92, 93. determin'd things to destinie Hold, etc.] Deighton: Let things that are fated go on their way to destiny without your mourning them. It is possible, however, that the construction may be ‘things determined to destiny,’ i. e., on which destiny has resolved.—[The latter construction is, I think, to be preferred.—Ed.]


the high Gods . . . makes his Ministers Theobald: Why must Shakespeare be guilty of such an obvious false concord? He has not writ thus in a parallel passage,—‘Macbeth Is ripe for shaking, and the Pow'rs above Put on their Instruments.’—IV, iii, 237.—Knight: Here is a false concord; and to correct it we ought to read make their. But the modern editors read make them, which is a deviation from the principle upon which a correction can be authorised.—[Which I do not quite understand. Is the ‘principle’ well founded which holds make their a legitimate correction, and make them an illegitimate?—Ed.]—Collier (ed. i): ‘His’ refers to ‘justice’ and not to the ‘gods.’ The sense, therefore, is, that the gods, in order to right Octavia, make ministers of justice of Cæsar and of those that love Octavia.—Singer: It is impossible to conceive with [Collier] that the reference is to justice, which is not here personified, and, had it been, his would have been inapplicable.—Collier (ed. ii): We were disposed formerly to retain his upon the supposition that it might agree with justice. We now think that Singer is warranted in the blame he imputes to us for so doing, and we amend the text, although not exactly in his way. It seems not impossible that originally ‘gods’ was in the singular, and in that case makes and his would be correct.—[Capell's emendation, them (an ethical dative), seems to me more Shakespearian than any other emendation that has been proposed. Possibly it is to this that Knight objected.—Ed.]


Best of comfort, Malone: Thus the original copy. The connecting particle, and, seems to favour the old reading. According to the modern innovation, ‘Be of comfort,’ it stands very awkwardly. ‘Best of comfort’ may mean—‘Thou best of comforters!’ Compare The Tempest: ‘A solemn air, and the best comforter To an unsettled fancy's cure!’—V, i, 58. Cæsar, however, may mean, that what he had just mentioned is the best kind of comfort that Octavia can receive.—Steevens:

This elliptical phrase, I believe, only signifies—‘May the best of comfort be yours!’ —Deighton: These words seem to me to go rather with the following words and to mean, ‘My best comforter,’ ‘my greatest comfort.’—[If the punctuation of the Folio had only been followed, and the comma retained after ‘comfort,’ I think there would have been scarcely any interpretation of the phrase other than Deighton's. Malone had an inkling of this when he said that ‘“and” stands very awkwardly,’ and gave ‘Thou best of comforters’ as a paraphrase. The fatal twist was given by Capell's unfortunate semi-colon, which has been followed by every editor except Rolfe, who, however, adopts Steevens's signification, made under the malign influence of the semi-colon.—Ed.]

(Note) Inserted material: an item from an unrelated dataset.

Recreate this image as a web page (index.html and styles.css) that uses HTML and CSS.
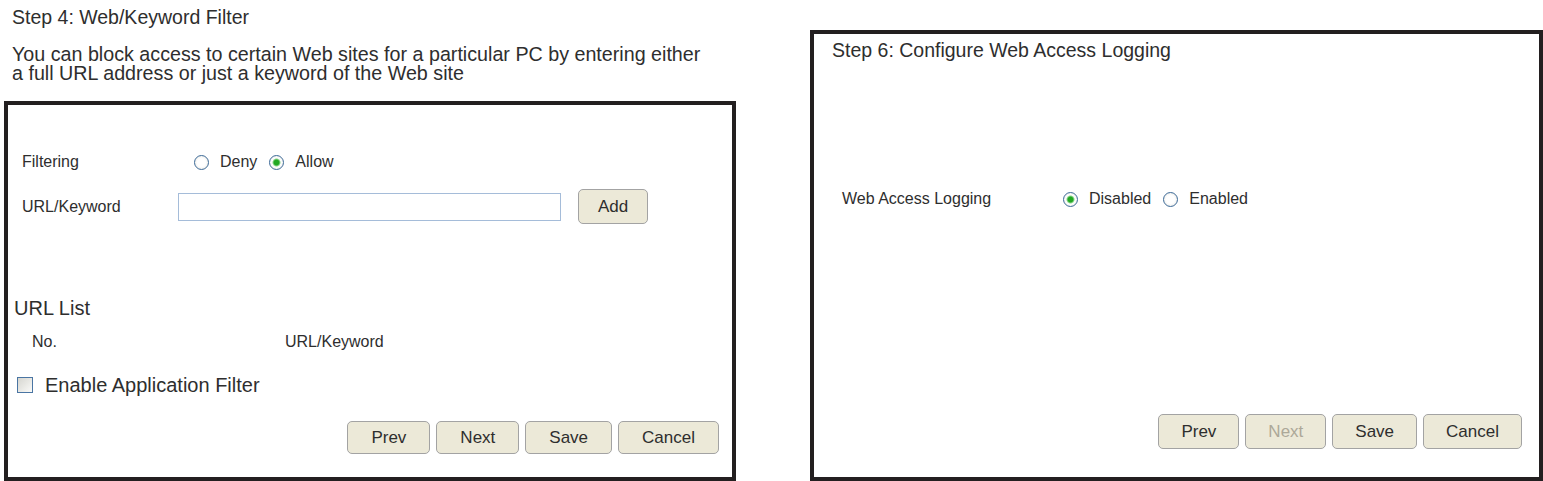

abhominations Ellis (p. 220): This was a common orthography in the xvi th century, and the h seems to have been occasionally pronounced or not pronounced. There was no h in the Latin, although in the Latin of that time h was used, as we see from the Promptorium, 1450, ‘Abhominable, abhominabilis, abhominacyon, abhominacio’ and Levins, 1570, ‘abhominate, abhominari,’ as if the words referred to ab-homine instead of ab-omine.—[See Love's Lab. Lost, V, i, 26, of this edition, where this note is also given.]


potent Regiment to a Trull Johnson: ‘Regiment,’ is government, authority; he puts his power and his empire into the hands of a false woman. It may be observed, that ‘trull’ was not, in our author's time, a term of mere infamy, but a word of slight contempt, as wench is now.—Malone: ‘Trull’ is used in 1 Henry VI: II, ii, 28 as synonymous to harlot. There can therefore be no doubt of the sense in which it is used here.


That noyses it Steevens: Milton has adopted this uncommon verb in his Paradise Regained; ‘though noising loud And threat'ning nigh,’ iv, 488.—[It is not the verb itself which is so ‘uncommon’ (it occurs elsewhere in Shakespeare, and several times in the New Testament), but it is its present sense which is so unusual, conveying, as it does, the idea of loud-voiced and turbulent opposition. I think that Steevens might have cast, not unprofitably, a side-glance on the verb, more than ‘uncommon,’ which Rowe, Pope, Theobald, Hanmer, and Warburton accepted as the true one in this passage (see Text. Notes), imparting, as it does, a novel and coquettish charm to the infinite variety already ascribed to Cleopatra.—Ed.]